Last Updated: April 2026
The escalating India-Pakistan tensions in April 2026 have brought international law into sharp focus — and for CLAT 2027 aspirants, this is a critical current affairs and legal reasoning intersection. CLAT passages increasingly draw from international relations and treaties. India and Pakistan share borders of 3,323 km and have fought 4 major wars since 1947, making their bilateral legal framework one of the most litigated in South Asian international law.
Key International Law Framework
Understanding how international law applies to India-Pakistan relations requires familiarity with:
- UN Charter (1945): Article 2(4) prohibits use of force; Article 51 preserves the right of self-defense
- Simla Agreement (1972): Bilateral commitment to resolve disputes peacefully, including Kashmir
- Indus Waters Treaty (1960): World Bank-mediated water sharing — still in legal dispute
- Geneva Conventions (1949): International Humanitarian Law governing armed conflict
Relevant International Law Concepts for CLAT
| Concept | Definition | CLAT Relevance |
|---|---|---|
| Jus ad Bellum | Law governing when states may use force | Justification for military action |
| Jus in Bello (IHL) | Laws governing conduct during armed conflict | Civilian protection rules |
| Principle of Proportionality | Military advantage must outweigh civilian harm | Evaluating military responses |
| Non-intervention | States cannot interfere in another’s internal affairs | Cross-border terrorism debates |
| Self-Defense (Art. 51) | States can use force to repel armed attack | Indian response to cross-border attacks |
The Simla Agreement — CLAT Analysis
The Simla Agreement signed on July 2, 1972, between Indira Gandhi and Zulfikar Ali Bhutto, established that:
- Both countries shall resolve differences bilaterally through peaceful means
- The Line of Control (LoC) in Kashmir shall not be altered by force
- Both sides shall respect each other’s sovereignty and territorial integrity
CLAT question angle: If India approaches the UN Security Council on Kashmir, does it violate the Simla Agreement? Apply the principle: bilateral disputes must be settled bilaterally first.

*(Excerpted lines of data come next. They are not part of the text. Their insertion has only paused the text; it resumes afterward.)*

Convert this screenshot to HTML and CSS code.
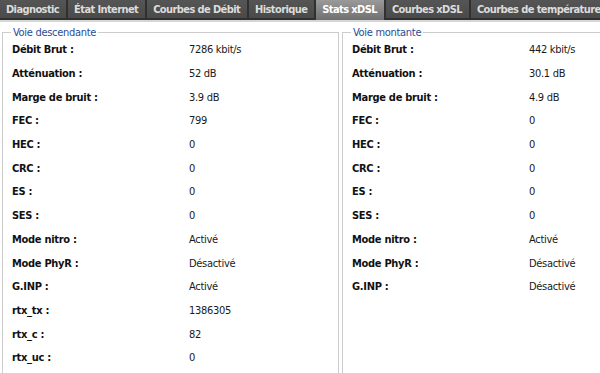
FILE: index.html
```html
<!DOCTYPE html>
<html lang="fr">
<head>
    <meta charset="UTF-8">
    <meta name="viewport" content="width=device-width, initial-scale=1.0">
    <title>Stats xDSL</title>
    <link rel="stylesheet" href="styles.css">
</head>
<body>
    <div class="tabbar">
        <div class="tab">Diagnostic</div>
        <div class="tab">État Internet</div>
        <div class="tab">Courbes de Débit</div>
        <div class="tab">Historique</div>
        <div class="tab active">Stats xDSL</div>
        <div class="tab">Courbes xDSL</div>
        <div class="tab">Courbes de température</div>
    </div>

    <div class="panels">
        <fieldset class="panel">
            <legend>Voie descendante</legend>
            <div class="row"><span class="label">Débit Brut :</span><span>7286 kbit/s</span></div>
            <div class="row"><span class="label">Atténuation :</span><span>52 dB</span></div>
            <div class="row"><span class="label">Marge de bruit :</span><span>3.9 dB</span></div>
            <div class="row"><span class="label">FEC :</span><span>799</span></div>
            <div class="row"><span class="label">HEC :</span><span>0</span></div>
            <div class="row"><span class="label">CRC :</span><span>0</span></div>
            <div class="row"><span class="label">ES :</span><span>0</span></div>
            <div class="row"><span class="label">SES :</span><span>0</span></div>
            <div class="row"><span class="label">Mode nitro :</span><span>Activé</span></div>
            <div class="row"><span class="label">Mode PhyR :</span><span>Désactivé</span></div>
            <div class="row"><span class="label">G.INP :</span><span>Activé</span></div>
            <div class="row"><span class="label">rtx_tx :</span><span>1386305</span></div>
            <div class="row"><span class="label">rtx_c :</span><span>82</span></div>
            <div class="row"><span class="label">rtx_uc :</span><span>0</span></div>
        </fieldset>

        <fieldset class="panel">
            <legend>Voie montante</legend>
            <div class="row"><span class="label">Débit Brut :</span><span>442 kbit/s</span></div>
            <div class="row"><span class="label">Atténuation :</span><span>30.1 dB</span></div>
            <div class="row"><span class="label">Marge de bruit :</span><span>4.9 dB</span></div>
            <div class="row"><span class="label">FEC :</span><span>0</span></div>
            <div class="row"><span class="label">HEC :</span><span>0</span></div>
            <div class="row"><span class="label">CRC :</span><span>0</span></div>
            <div class="row"><span class="label">ES :</span><span>0</span></div>
            <div class="row"><span class="label">SES :</span><span>0</span></div>
            <div class="row"><span class="label">Mode nitro :</span><span>Activé</span></div>
            <div class="row"><span class="label">Mode PhyR :</span><span>Désactivé</span></div>
            <div class="row"><span class="label">G.INP :</span><span>Désactivé</span></div>
        </fieldset>
    </div>
</body>
</html>
```

FILE: styles.css
```css
html, body {
    margin: 0;
    height: 100%;
    overflow: hidden;
    background: #ffffff;
}
body {
    font-family: "DejaVu Sans Condensed", "DejaVu Sans", sans-serif;
    font-size: 11px;
    letter-spacing: -0.3px;
    color: #1a1a1a;
}

/* barre d'onglets */
.tabbar {
    display: flex;
    gap: 2px;
    height: 20px;
    background: #303030;
    border-bottom: 2px solid #d6d6d6;
    white-space: nowrap;
    overflow: hidden;
}
.tab {
    flex-shrink: 0;
    height: 18px;
    line-height: 19px;
    padding: 0 7px 0 6px;
    background: linear-gradient(#555555, #4a4a4a);
    color: #dcdcdc;
    font-weight: bold;
    letter-spacing: -0.6px;
}
.tab.active {
    height: 20px;
    background: linear-gradient(#9a9a9a, #707070);
    color: #ffffff;
}

/* panneaux */
.panels {
    display: flex;
    gap: 3px;
    padding: 0 2px;
    margin-top: 4px;
}
.panel {
    flex-shrink: 0;
    box-sizing: border-box;
    width: 337px;
    min-width: 0;
    margin: 0;
    padding: 0 9px 40px 9px;
    border: 1px solid #cccccc;
    min-height: 360px;
}
.panel legend {
    padding: 0 2px;
    margin-left: -1px;
    margin-bottom: -1px;
    color: #2a4c96;
}
.row {
    display: flex;
    height: 23.7px;
    align-items: center;
}
.label {
    width: 177px;
    flex-shrink: 0;
    font-weight: bold;
    color: #111111;
}
```
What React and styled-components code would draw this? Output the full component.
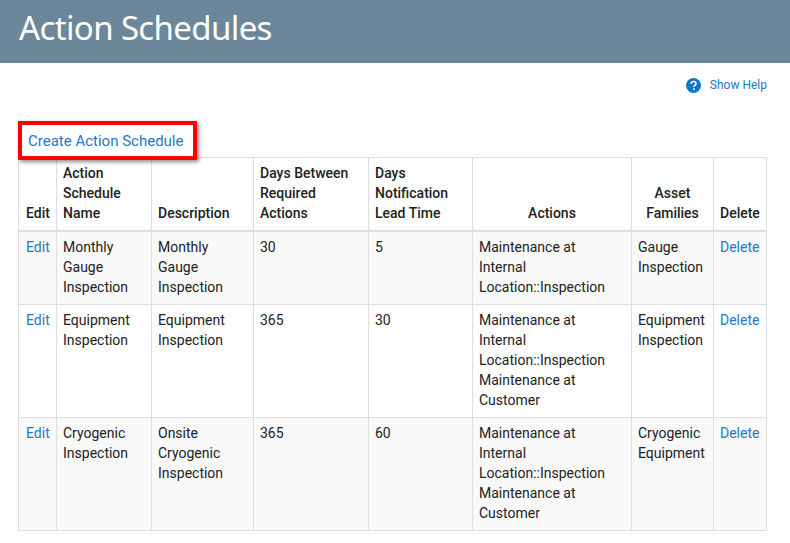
import React from "react";
import styled, { createGlobalStyle } from "styled-components";

const Global = createGlobalStyle`
  html, body { margin: 0; padding: 0; background: #fff; }
  body { font-family: Roboto, "Liberation Sans", sans-serif; font-size: 14px; line-height: 20px; color: #222; }
`;
const Page = styled.div`width: 790px; height: 543px; overflow: hidden;`;
const Header = styled.header`
  height: 63px; background: #6b8799; padding: 0 19px; box-sizing: border-box;
`;
const Title = styled.h1`
  margin: 0; font-family: "Noto Sans", sans-serif; font-weight: 400; font-size: 33px; line-height: 55px; color: #fff; letter-spacing: -0.63px;
`;
const Content = styled.main`padding: 0 23px 0 18px;`;
const HelpRow = styled.div`
  display: flex; justify-content: flex-end; align-items: center; gap: 9px; padding-top: 14px; height: 16px; font-size: 12px;
`;
const HelpLink = styled.a`color: #1f78c8; text-decoration: none;`;
const CreateWrap = styled.div`position: relative; margin-top: 33px; height: 31px; padding-left: 10px; line-height: 31px; font-size: 15px;`;
const CreateLink = styled.a`color: #2577c9; text-decoration: none;`;
const Annotation = styled.div`
  position: absolute; left: 0; top: -5px; width: 179px; height: 39px; box-sizing: border-box;
  border: 4px solid #f00; box-shadow: 2px 2px 4px rgba(0,0,0,.45); pointer-events: none;
`;
const Table = styled.table`
  width: 748px; table-layout: fixed; border-collapse: collapse; border: 1px solid #ddd;
`;
const Head = styled.th`
  border: 1px solid #ddd; border-bottom-width: 2px; padding: 5px 6px 7px; vertical-align: bottom; font-weight: 500; color: #222;
  text-align: ${p => p.$center ? "center" : "left"};
  &:first-child { padding-left: 7px; padding-right: 5px; }
`;
const Row = styled.tr`background: ${p => p.$striped ? "#f9f9f9" : "#fff"};`;
const Cell = styled.td`
  border: 1px solid #ddd; padding: 5px 6px 7px; vertical-align: top;
  &:first-child { padding-left: 7px; padding-right: 5px; }
`;
const CellLink = styled.a`color: #2577c9; text-decoration: none;`;

const widths = [38, 95, 102, 115, 104, 159, 82, 53];
const heads = [
  ["Edit"], ["Action Schedule Name"], ["Description"], ["Days Between Required Actions"],
  ["Days Notification Lead Time"], ["Actions", true], ["Asset Families", true], ["Delete"],
];
const rows = [
  ["Monthly Gauge Inspection", "Monthly Gauge Inspection", "30", "5", ["Maintenance at Internal Location::Inspection"], "Gauge Inspection"],
  ["Equipment Inspection", "Equipment Inspection", "365", "30", ["Maintenance at Internal Location::Inspection", "Maintenance at Customer"], "Equipment Inspection"],
  ["Cryogenic Inspection", "Onsite Cryogenic Inspection", "365", "60", ["Maintenance at Internal Location::Inspection", "Maintenance at Customer"], "Cryogenic Equipment"],
];

const HelpIcon = () => (
  <svg width="15" height="15" viewBox="0 0 16 16" aria-hidden="true">
    <circle cx="8" cy="8" r="8" fill="#0f75c9" />
    <path d="M5.4 6.2C5.5 4.6 6.6 3.7 8.1 3.7c1.6 0 2.6 1 2.6 2.2 0 1-.6 1.5-1.3 2-.6.4-.8.7-.8 1.4v.3" fill="none" stroke="#fff" strokeWidth="1.7" />
    <rect x="7.6" y="11" width="1.8" height="1.8" fill="#fff" />
  </svg>
);

export default function App() {
  return (
    <Page>
      <Global />
      <Header><Title>Action Schedules</Title></Header>
      <Content>
        <HelpRow>
          <HelpIcon />
          <HelpLink href="#">Show Help</HelpLink>
        </HelpRow>
        <CreateWrap>
          <CreateLink href="#">Create Action Schedule</CreateLink>
          <Annotation />
        </CreateWrap>
        <Table>
          <colgroup>{widths.map((w, i) => <col key={i} style={{ width: w }} />)}</colgroup>
          <thead>
            <tr>{heads.map(([t, c]) => <Head key={t} $center={c}>{t}</Head>)}</tr>
          </thead>
          <tbody>
            {rows.map((r, i) => (
              <Row key={i} $striped={i % 2 === 0}>
                <Cell><CellLink href="#">Edit</CellLink></Cell>
                <Cell>{r[0]}</Cell>
                <Cell>{r[1]}</Cell>
                <Cell>{r[2]}</Cell>
                <Cell>{r[3]}</Cell>
                <Cell>{r[4].map(a => <div key={a}>{a}</div>)}</Cell>
                <Cell>{r[5]}</Cell>
                <Cell><CellLink href="#">Delete</CellLink></Cell>
              </Row>
            ))}
          </tbody>
        </Table>
      </Content>
    </Page>
  );
}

Cross-Border Terrorism and International Law
The “unwilling or unable” doctrine permits a state to use force against non-state actors in another state if that state is unwilling or unable to act. India has invoked this doctrine to justify counterterrorism operations. The ICJ has not definitively endorsed this doctrine.
Key legal tension: India’s counterterrorism responses vs. Pakistan’s sovereignty claims — a perfect CLAT passage scenario where you must apply the given legal principle (e.g., “A state cannot use force in another state without consent”) to facts involving cross-border operations.
Nuclear Dimension — International Law
Both India and Pakistan are nuclear-armed states outside the NPT (Nuclear Non-Proliferation Treaty). The Treaty on the Prohibition of Nuclear Weapons (TPNW, 2017), which neither has signed, prohibits nuclear weapons use. The concept of nuclear deterrence and its legal status under international humanitarian law remains contested.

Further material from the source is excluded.